Hi Ian,
I'm afraid that I will maintain my opinions that
- crystallography is elegant and unambiguous and should be kept like
that. The ITC even in the latest 2006 incarnation links space group
number 17 to "P 2 2 21" and 18 to "P21 21 2" (see e.g.
http://it.iucr.org/Ab/ch7o1v0001/sgtable7o1o018/ but unfortunately this
seems to require a license).
- throughout crystallography, symmetry is more important than cell
metric which means, in the case of space groups 17 and 18, that
enforcing of a convention/ convencience/ rule a<b<c will be misleading
in (statistically) 2 out of 3 cases, and I have evidence from outside of
my group that default application of this has lead to very real problems
in structure solution.
- extracting information from ("reading and trying to understand") a
logfile is _exactly_ what a logfile is meant for.

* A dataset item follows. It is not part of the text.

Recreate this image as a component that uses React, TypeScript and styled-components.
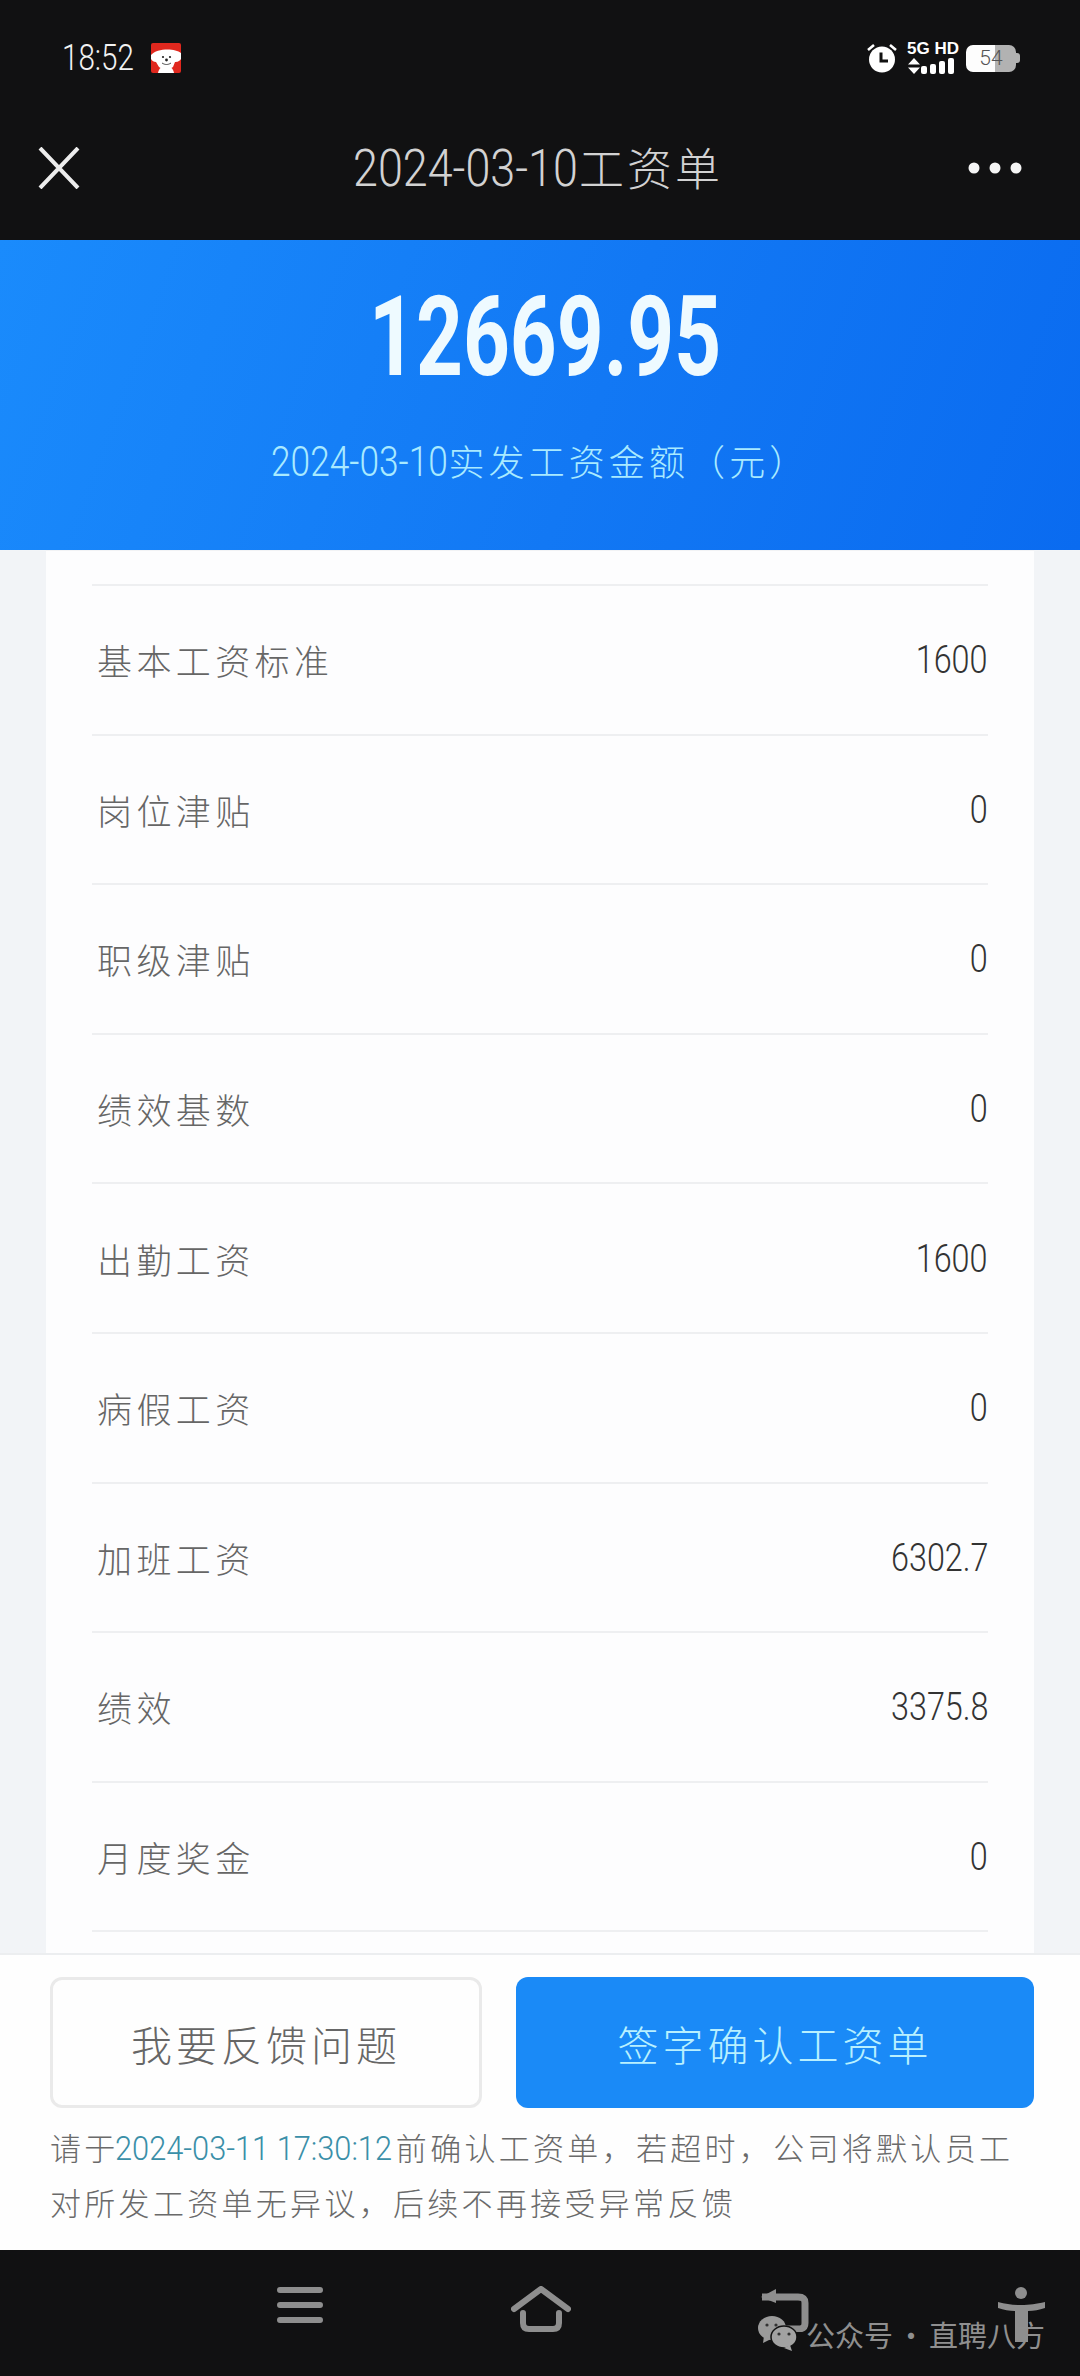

I do agree that in your use case it may be helpful to order a<b<c as
long as the symmetry is unknown. I also do understand that the H-M
symbols allow to describe the different settings, but this is a level of
complication that is not necessary to understand for todays's typical
crystallographer, because fortunately e.g. the C121 setting is
practically uniformly used (and chosen by POINTLESS, as far as I
understand) to represent C2 crystals. I just wish the same were true for
space groups 17 and 18. Importantly, this would prevent no-one from
using a different setting if s/he wishes, but the setting chosen by the
software should not depend on the mercy of the cell axes.
This is my last message in this meanwhile highly confusing thread.
best,
Kay
Am 03.10.14 um 17:13 schrieb Ian Tickle:
>
> Hi Kay
>
> On 2 October 2014 15:04, Kay Diederichs <[log in to unmask]
> <mailto:[log in to unmask]>> wrote:
>
>
> Once again, citing from ITC Vol A Table 9.3.2 (p. 747 in my 1995
> edition) , these "conventions refer to the cell obtained by the
> transformations from Table 9.3.1. They have been chosen for
> convenience in this table". To me, this indicates that a<b<c _could_
> be obtained _if_ one were to transform. But the question is: why
> would one want to transform? I don't see "sticking to the original
> indexing" as a convincing convenience.
>
>
> I'm sorry, unfortunately my edition of ITC-A (5th Ed., 2002) is later
> than yours (4th Ed.) and I have been unable to get hold of a copy of the
> edition that you refer to. In my edition the table equivalent to your
> 9.3.2 seems to be 9.3.4.1 on p.758 and there doesn't seem to be a table
> equivalent to your 9.3.1 (the only other table in that section is
> 9.3.5.1 but that doesn't seem to be relevant). Also I am unable to
> match up the text that you quote with what I see in my edition: it seems
> to be completely different. So it's very difficult to comment.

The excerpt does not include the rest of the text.